■ Requirements ■
Copy each line that holds "this".

■ Items from a dataset ■
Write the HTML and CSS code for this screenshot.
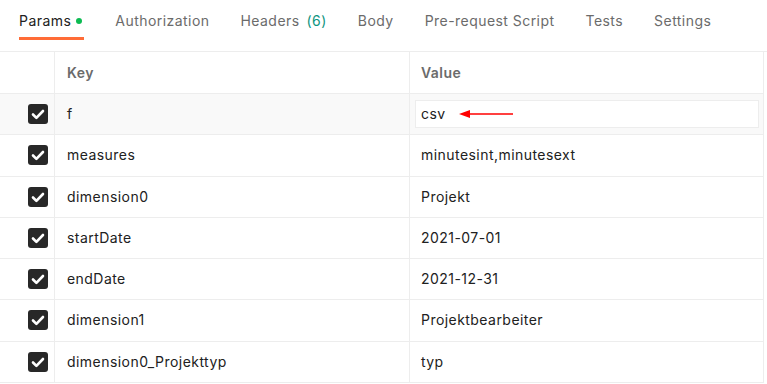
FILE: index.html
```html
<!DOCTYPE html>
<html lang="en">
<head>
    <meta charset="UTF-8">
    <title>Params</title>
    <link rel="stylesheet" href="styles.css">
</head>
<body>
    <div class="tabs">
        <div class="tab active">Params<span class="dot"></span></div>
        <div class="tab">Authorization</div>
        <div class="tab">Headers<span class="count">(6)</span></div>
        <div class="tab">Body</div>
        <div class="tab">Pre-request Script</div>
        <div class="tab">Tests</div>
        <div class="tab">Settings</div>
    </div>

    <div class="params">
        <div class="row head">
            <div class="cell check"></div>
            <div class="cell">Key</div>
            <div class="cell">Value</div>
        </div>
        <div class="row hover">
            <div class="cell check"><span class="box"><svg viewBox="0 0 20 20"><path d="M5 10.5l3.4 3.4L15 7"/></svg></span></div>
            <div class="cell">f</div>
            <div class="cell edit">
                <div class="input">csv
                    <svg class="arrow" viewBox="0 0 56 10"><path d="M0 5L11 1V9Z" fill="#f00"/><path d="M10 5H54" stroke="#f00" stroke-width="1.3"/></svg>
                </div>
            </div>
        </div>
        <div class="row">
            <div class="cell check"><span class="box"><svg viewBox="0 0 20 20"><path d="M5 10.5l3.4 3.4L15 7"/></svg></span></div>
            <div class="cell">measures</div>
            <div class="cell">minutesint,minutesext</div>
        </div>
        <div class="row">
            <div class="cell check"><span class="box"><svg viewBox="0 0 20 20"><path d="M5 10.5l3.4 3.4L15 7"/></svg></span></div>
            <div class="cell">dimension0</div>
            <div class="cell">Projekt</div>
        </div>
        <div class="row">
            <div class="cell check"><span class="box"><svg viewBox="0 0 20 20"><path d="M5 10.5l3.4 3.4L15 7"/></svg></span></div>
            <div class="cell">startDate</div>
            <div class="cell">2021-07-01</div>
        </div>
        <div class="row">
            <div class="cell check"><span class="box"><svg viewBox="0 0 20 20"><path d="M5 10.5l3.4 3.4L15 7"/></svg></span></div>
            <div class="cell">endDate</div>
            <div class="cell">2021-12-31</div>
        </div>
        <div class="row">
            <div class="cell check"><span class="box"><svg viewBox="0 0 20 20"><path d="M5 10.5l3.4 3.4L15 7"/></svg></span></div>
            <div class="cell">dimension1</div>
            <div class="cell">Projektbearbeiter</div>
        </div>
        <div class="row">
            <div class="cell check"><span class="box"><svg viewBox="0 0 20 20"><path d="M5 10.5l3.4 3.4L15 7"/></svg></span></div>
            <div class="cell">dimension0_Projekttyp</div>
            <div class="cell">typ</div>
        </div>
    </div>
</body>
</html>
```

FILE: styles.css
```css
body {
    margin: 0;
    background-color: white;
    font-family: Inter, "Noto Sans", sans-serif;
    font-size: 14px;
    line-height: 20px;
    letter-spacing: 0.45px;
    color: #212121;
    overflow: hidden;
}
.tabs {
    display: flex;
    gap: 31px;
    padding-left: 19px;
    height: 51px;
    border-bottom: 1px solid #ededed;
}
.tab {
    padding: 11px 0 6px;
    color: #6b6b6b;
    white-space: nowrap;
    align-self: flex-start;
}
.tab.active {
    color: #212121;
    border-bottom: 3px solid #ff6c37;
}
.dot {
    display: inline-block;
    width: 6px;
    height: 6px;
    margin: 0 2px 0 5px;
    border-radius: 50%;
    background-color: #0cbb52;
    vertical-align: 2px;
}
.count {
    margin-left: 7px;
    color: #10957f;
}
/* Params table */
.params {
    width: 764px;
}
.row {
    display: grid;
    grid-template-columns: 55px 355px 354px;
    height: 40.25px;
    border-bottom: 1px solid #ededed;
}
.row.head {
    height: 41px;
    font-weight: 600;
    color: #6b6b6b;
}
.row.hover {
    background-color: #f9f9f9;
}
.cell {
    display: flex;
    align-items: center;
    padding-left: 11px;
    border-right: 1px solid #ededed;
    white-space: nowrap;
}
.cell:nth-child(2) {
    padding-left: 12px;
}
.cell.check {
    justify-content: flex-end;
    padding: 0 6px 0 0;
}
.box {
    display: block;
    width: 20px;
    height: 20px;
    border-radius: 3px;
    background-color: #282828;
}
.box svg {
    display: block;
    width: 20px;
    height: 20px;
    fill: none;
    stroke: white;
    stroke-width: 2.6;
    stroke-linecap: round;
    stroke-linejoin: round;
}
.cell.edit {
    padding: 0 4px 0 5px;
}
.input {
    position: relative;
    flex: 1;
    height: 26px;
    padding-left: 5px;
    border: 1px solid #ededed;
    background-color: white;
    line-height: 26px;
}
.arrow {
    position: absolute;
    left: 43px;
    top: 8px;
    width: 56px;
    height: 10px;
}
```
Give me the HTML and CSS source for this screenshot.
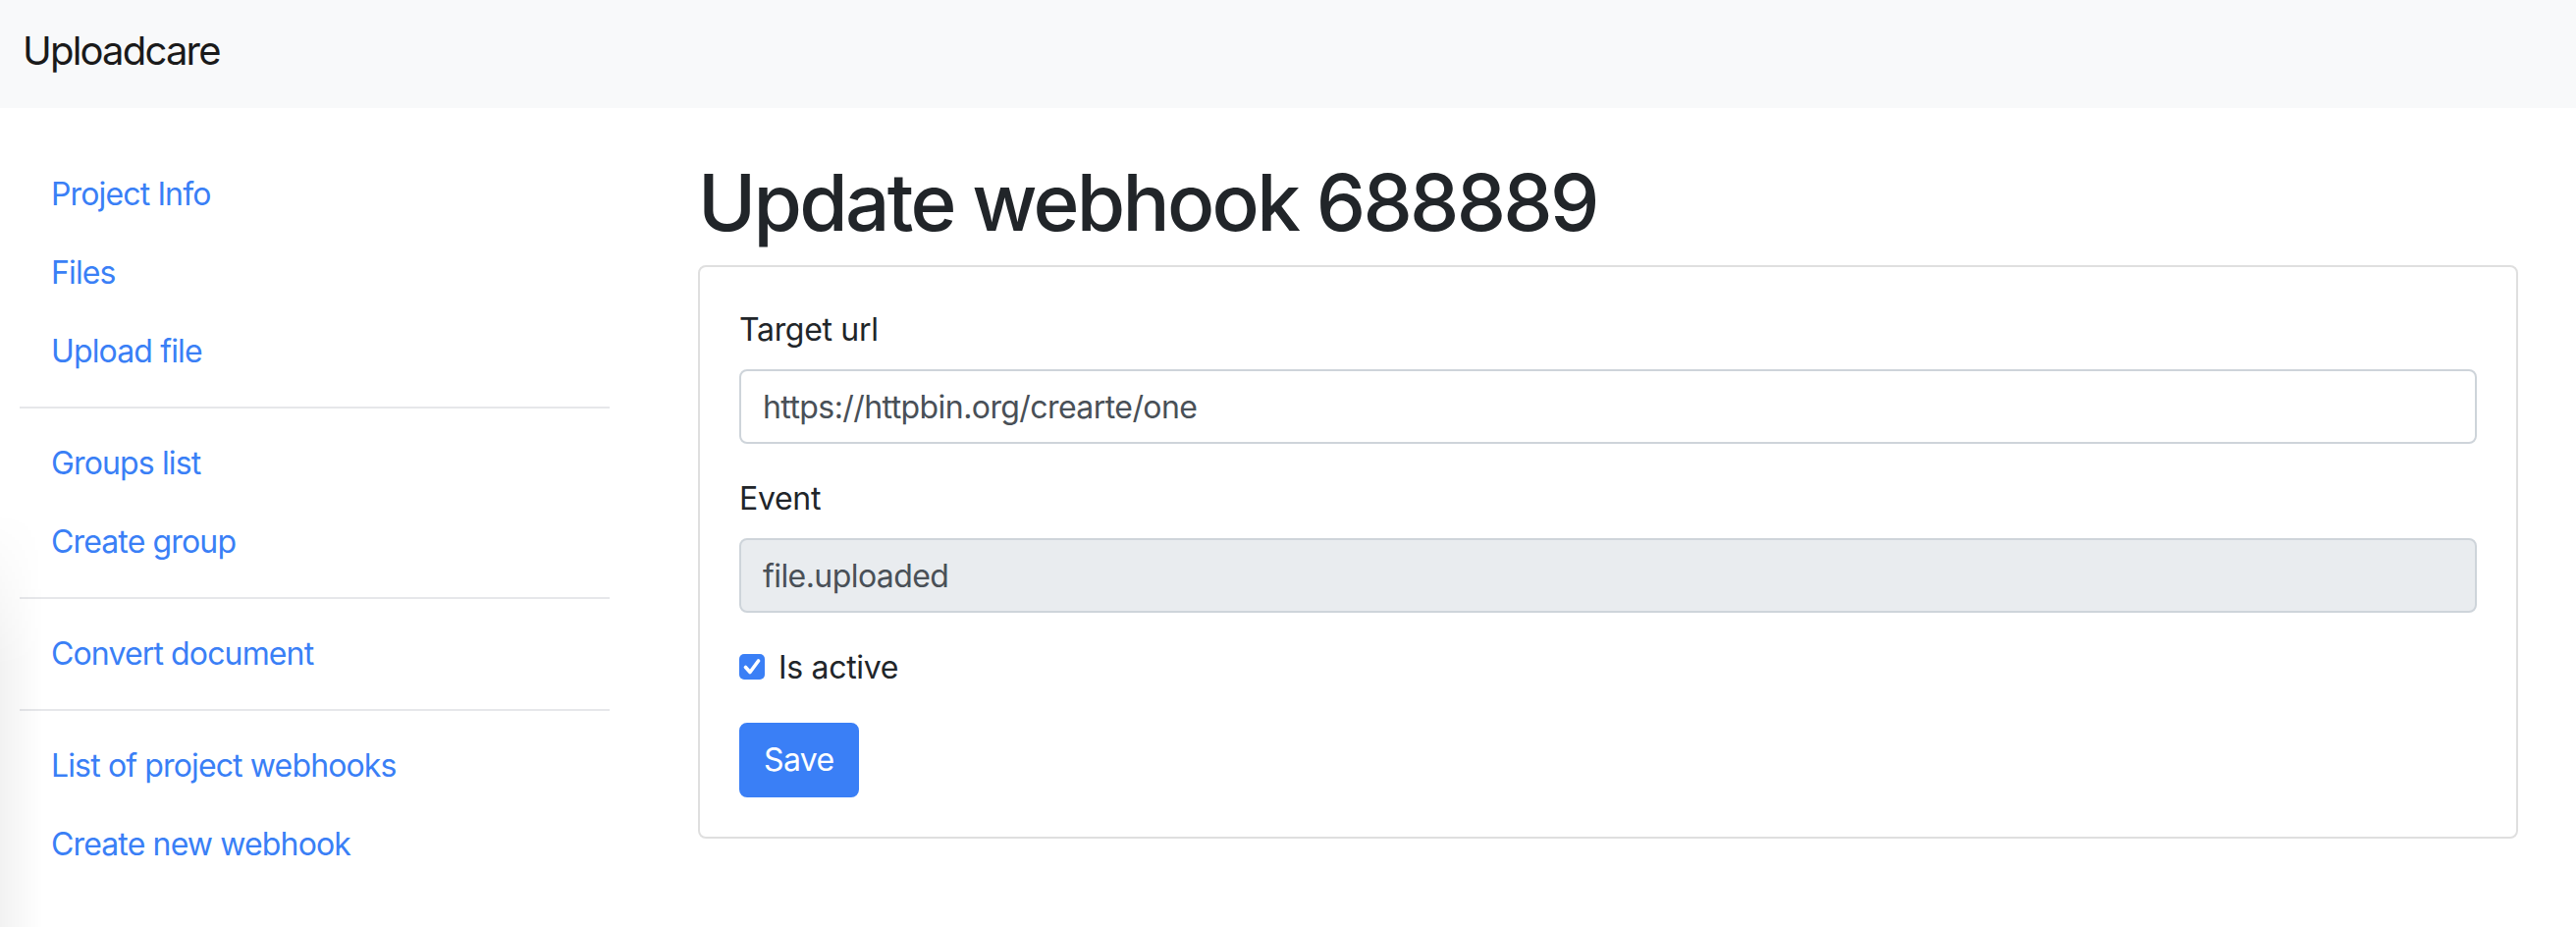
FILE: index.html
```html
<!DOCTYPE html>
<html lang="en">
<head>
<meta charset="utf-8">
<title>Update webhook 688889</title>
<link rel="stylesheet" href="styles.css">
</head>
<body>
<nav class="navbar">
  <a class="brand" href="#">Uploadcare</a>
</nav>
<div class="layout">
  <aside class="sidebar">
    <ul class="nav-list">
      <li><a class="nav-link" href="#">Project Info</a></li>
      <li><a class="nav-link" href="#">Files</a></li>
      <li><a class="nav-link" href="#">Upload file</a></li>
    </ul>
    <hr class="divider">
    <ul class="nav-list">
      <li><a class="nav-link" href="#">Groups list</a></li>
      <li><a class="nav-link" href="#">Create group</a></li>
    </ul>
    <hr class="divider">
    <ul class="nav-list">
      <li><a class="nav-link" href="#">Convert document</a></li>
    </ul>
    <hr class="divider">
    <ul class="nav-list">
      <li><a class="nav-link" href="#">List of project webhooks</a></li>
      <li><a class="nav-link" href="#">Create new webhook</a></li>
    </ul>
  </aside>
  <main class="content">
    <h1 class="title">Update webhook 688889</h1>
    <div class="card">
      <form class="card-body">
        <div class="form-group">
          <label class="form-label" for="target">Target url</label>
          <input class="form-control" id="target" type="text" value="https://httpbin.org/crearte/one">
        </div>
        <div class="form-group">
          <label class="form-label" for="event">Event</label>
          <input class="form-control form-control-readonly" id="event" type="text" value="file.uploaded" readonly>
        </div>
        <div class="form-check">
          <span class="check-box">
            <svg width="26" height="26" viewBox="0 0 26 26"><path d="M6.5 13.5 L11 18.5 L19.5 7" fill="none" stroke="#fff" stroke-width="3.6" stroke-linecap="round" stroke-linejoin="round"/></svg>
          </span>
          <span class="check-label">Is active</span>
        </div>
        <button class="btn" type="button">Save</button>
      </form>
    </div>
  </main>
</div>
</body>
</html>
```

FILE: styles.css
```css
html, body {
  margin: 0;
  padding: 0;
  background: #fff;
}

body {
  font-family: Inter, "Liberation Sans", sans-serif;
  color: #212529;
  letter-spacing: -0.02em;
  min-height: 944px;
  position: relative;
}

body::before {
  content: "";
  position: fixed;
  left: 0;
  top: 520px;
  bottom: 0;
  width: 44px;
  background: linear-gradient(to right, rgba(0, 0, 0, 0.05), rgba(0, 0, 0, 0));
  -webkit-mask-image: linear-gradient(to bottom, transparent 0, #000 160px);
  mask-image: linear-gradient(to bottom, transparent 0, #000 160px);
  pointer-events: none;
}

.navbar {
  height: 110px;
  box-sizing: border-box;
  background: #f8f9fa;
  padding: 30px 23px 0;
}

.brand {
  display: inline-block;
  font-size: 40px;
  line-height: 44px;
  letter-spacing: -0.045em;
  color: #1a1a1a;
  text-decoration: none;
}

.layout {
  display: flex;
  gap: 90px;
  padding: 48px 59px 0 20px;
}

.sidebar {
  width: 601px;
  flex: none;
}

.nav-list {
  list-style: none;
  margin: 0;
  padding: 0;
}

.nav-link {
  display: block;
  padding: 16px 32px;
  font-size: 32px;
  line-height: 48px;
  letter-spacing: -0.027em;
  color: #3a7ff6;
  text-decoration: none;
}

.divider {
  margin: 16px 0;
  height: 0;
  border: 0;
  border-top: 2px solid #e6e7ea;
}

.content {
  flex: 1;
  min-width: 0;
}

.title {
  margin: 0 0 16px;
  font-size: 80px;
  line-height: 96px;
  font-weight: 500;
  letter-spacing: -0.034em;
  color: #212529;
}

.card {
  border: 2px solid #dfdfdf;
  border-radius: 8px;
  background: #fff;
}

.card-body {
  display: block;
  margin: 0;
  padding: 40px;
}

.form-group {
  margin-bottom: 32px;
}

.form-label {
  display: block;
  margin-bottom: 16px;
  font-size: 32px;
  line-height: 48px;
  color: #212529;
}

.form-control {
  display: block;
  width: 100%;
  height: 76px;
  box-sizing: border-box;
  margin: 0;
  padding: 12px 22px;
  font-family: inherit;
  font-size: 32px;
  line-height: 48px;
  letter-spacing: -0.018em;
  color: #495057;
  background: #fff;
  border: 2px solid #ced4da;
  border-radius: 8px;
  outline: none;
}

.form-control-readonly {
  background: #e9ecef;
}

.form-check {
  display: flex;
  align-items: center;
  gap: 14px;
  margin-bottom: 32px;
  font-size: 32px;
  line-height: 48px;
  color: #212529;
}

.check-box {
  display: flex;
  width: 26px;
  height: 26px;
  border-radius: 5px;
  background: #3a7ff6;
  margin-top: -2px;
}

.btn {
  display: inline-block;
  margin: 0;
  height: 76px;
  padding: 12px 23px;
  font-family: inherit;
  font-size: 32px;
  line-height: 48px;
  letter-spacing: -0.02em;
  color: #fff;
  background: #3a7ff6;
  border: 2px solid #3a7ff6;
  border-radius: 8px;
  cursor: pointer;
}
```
==
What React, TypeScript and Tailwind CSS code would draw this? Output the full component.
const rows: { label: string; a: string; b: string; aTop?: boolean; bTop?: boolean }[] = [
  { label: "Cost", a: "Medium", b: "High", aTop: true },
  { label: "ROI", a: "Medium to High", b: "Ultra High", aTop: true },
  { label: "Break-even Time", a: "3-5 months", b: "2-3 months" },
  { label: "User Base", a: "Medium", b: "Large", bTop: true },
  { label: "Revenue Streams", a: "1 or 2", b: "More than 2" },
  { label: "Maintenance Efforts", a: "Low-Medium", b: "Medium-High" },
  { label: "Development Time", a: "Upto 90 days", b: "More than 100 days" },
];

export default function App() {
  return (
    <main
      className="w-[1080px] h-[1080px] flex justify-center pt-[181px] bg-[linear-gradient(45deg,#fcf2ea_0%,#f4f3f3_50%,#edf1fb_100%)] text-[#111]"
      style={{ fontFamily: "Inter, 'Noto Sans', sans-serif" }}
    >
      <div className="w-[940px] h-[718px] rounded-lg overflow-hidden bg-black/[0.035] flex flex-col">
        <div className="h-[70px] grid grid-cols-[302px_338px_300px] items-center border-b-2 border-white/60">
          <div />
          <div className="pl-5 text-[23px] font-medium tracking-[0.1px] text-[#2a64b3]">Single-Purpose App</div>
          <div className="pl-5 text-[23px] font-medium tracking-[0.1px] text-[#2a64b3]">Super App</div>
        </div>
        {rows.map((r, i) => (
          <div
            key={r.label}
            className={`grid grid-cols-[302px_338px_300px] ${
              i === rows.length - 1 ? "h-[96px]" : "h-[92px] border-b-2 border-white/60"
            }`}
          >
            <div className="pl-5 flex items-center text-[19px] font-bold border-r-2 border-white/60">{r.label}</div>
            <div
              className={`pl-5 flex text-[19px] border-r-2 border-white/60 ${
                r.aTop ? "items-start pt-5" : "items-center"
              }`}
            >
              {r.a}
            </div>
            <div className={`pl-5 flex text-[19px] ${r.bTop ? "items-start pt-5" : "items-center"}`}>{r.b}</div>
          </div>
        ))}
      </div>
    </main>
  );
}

■ Problem solution ■
Write the HTML and CSS code for this screenshot.
Give me the HTML and CSS source for this screenshot.
What React, TypeScript and Tailwind CSS code would draw this? Output the full component.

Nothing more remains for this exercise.